Immediately upon stepping into the small candle-lit room, I was aware of that familiar professional skepticism creeping into my thoughts. The aura was more like one of those aromatherapy advertisements than a place of medical discipline. Deborah, who tried to convince me that she had been at it for many years (5 to be exact), explained the procedure. But she seemed considerably less convinced that it would do much good, at least without numerous visits (at the higher price of course) before the cruise was over. I suspected that she had sought to verify her prior enthusiasm by a quick follow up Google search of ‘Parkinson’s and acupuncture’ and realized that she might have oversold the curative potential somewhat. Regardless, we were both committed to the experiment, and I ultimately found myself laying face down in the quiet room, face pressed into a donut cushion and naked from the waist up. Soon enough she began traveling down either side of my spine with her fingers, tapping pins into seemingly random locations like pushpins in a map marking the route taken. The nagging universal question about acupuncture had been answered. You feel it but it does not hurt much. I could not see the needles even if I opened my eyes but imagined them sticking out of my back like a porcupine with a Mohawk haircut. The pin-marked journey down my back took only moments, after which the lights were lowered and I was left alone for 30 minutes.

The sudden thought of a fire alarm crossed my mind. How would I get off the bed without burying the pins permanently in my spine? How could I escape the dimly lit room to make a mad rush for the lifeboats, all the while trying to protect the small nails in my back from being hammered into place by the crush of the panicked mob? I surmised that Deborah would not be there to assist with hasty extraction of the needles, as in all likelihood she was busy in another tiny room poking and pricking another half-naked patient for the same promotional price I had paid.

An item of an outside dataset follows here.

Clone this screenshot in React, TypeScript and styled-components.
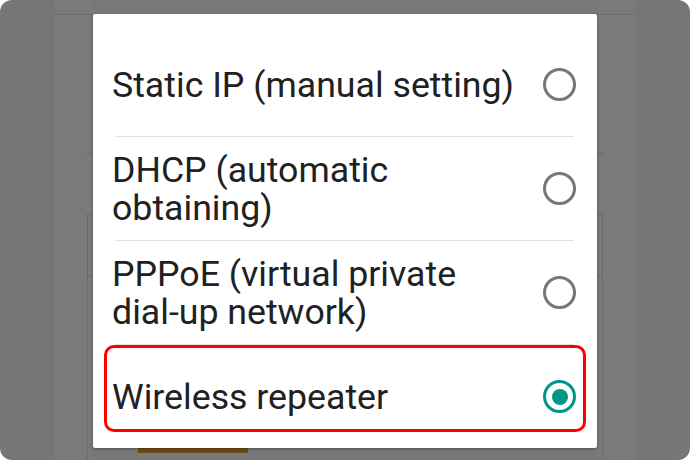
import React from "react";
import styled, { createGlobalStyle } from "styled-components";

const Global = createGlobalStyle`
  html, body { margin: 0; padding: 0; background: #ffffff; }
  body { font-family: Roboto, "Noto Sans", "Liberation Sans", sans-serif; }
  * { box-sizing: border-box; }
`;

const Frame = styled.div`
  position: relative;
  width: 690px;
  height: 460px;
  border-radius: 12px;
  overflow: hidden;
  background: #767676;
`;

const BgApp = styled.div`
  height: 100%;
  margin: 0 54px;
  padding-top: 14px;
  display: flex;
  flex-direction: column;
  background: linear-gradient(
    to right,
    #7a7a7a 0 38px,
    #787878 38px calc(100% - 38px),
    #7a7a7a calc(100% - 38px)
  );
`;

const TopLine = styled.div`
  height: 1px;
  background: #6a706e;
`;

const BgContent = styled.div`
  flex: 1;
  margin: 0 33px;
  padding-top: 138px;
  display: flex;
  flex-direction: column;
`;

const BgDivider = styled.div`
  height: 1px;
  background: #686868;
  margin-bottom: 60px;
`;

const BgField = styled.div`
  height: 62px;
  border: 1px solid #686868;
`;

const BgPanel = styled.div`
  flex: 1;
  border-left: 1px solid #6c6c6c;
  border-right: 1px solid #6c6c6c;
  display: flex;
  flex-direction: column;
  justify-content: flex-end;
  padding-bottom: 7px;
`;

const BgButton = styled.div`
  margin-left: 50px;
  width: 110px;
  height: 5px;
  background: #6b4a14;
`;

const Dialog = styled.div`
  position: absolute;
  left: 93px;
  top: 14px;
  width: 504px;
  height: 434px;
  background: #ffffff;
  border-radius: 2px;
  box-shadow: 0 1px 3px rgba(0, 0, 0, 0.35);
  padding-top: 19px;
  display: flex;
  flex-direction: column;
`;

const Option = styled.div`
  position: relative;
  height: 103px;
  padding: 0 21px 0 19px;
  display: flex;
  align-items: center;
`;

const Label = styled.div`
  width: 408px;
  font-size: 35.7px;
  line-height: 38px;
  color: #212121;
  letter-spacing: 0;
  hyphens: none;
`;

const Divider = styled.div`
  height: 1px;
  margin: 0 23px 0 22px;
  background: #e2e2e2;
`;

const Radio = styled.div<{ $checked?: boolean }>`
  margin-left: auto;
  flex: none;
  width: 33px;
  height: 33px;
  border-radius: 50%;
  border: 3px solid ${(p) => (p.$checked ? "#009688" : "#767676")};
  display: flex;
  align-items: center;
  justify-content: center;
  &::after {
    content: "";
    display: ${(p) => (p.$checked ? "block" : "none")};
    width: 16px;
    height: 16px;
    border-radius: 50%;
    background: #009688;
  }
`;

const Highlight = styled.div`
  position: absolute;
  left: 11px;
  right: 11px;
  top: 0;
  bottom: 16px;
  border: 3px solid #ff0000;
  border-radius: 10px;
  pointer-events: none;
`;

const options = [
  { label: "Static IP (manual setting)", checked: false },
  { label: "DHCP (automatic obtaining)", checked: false },
  { label: "PPPoE (virtual private dial\u2011up network)", checked: false },
  { label: "Wireless repeater", checked: true },
];

export default function App() {
  return (
    <>
      <Global />
      <Frame>
        <BgApp>
          <TopLine />
          <BgContent>
            <BgDivider />
            <BgField />
            <BgPanel>
              <BgButton />
            </BgPanel>
          </BgContent>
        </BgApp>
        <Dialog>
          {options.map((o, i) => (
            <React.Fragment key={o.label}>
              {i > 0 && <Divider />}
              <Option>
                <Label>{o.label}</Label>
                <Radio $checked={o.checked} />
                {o.checked && <Highlight />}
              </Option>
            </React.Fragment>
          ))}
        </Dialog>
      </Frame>
    </>
  );
}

When Deborah returned to see if I had succumbed due to loss of blood, or suffocation from the candle fumes, she politely asked how I felt. I sensed she was just pretending because before waiting for the answer she again tried to convince me that future visits were needed before there would be any noticeable benefit. I was a little concerned when I hesitated, given that she had not removed the tacks from my back. As she pulled the needles from my skin and I extracted my numb face from the donut-shaped pillow, the pinprick of hope that I had allowed to penetrate my skepticism disappeared. My short-lived optimism deflated like a balloon wounded by a chance encounter with one of the pins.

When you have a disease like PD, or any other serious ailment I expect, and the medical profession offers little hope except symptom alleviation options…with their risks and consequences, you consider alternatives. My experiment with acupuncture was worth the price and while this therapy may have helped others Deborah did not convince me of its merits. But there is still room in this skeptic’s mindset for selective consideration of unorthodox treatment of Parkinson’s. Why not? Stay tuned for my next experience: the hyperbaric chamber.


  1. Hi Bob, I've found Shiatsu to be pretty useful. I went to an acupuncturist (such a word?) even though I'm needle phobic. He failed to convince me of the benefits so off to the Shiatsu gal I went.
    Unusual to have a "dry" massage but it works for me and helps my range of motion.
    Happy New Year
    Mike O'Neill

  2. Mike;

    Thanks for that note. I have not found normal massages much help but maybe this is just me. I will try Shiatsu next time.


  3. Isn't shiatsu a dog? What is that?

    1. The first time I heard of Shiatsu back in '08, I also thought it was a Dog, but later found out that the Dog is called Shih tzu and not Shiatsu.

      Anyhow, Shiatsu literally means "Finger Pressure" in Japanese, and is a type of an alternative medicine. This massage therapy puts palm and finger pressure on specific nerves in your body to help people relax and cope with issues such as stress, muscle pain, nausea, anxiety, and depression.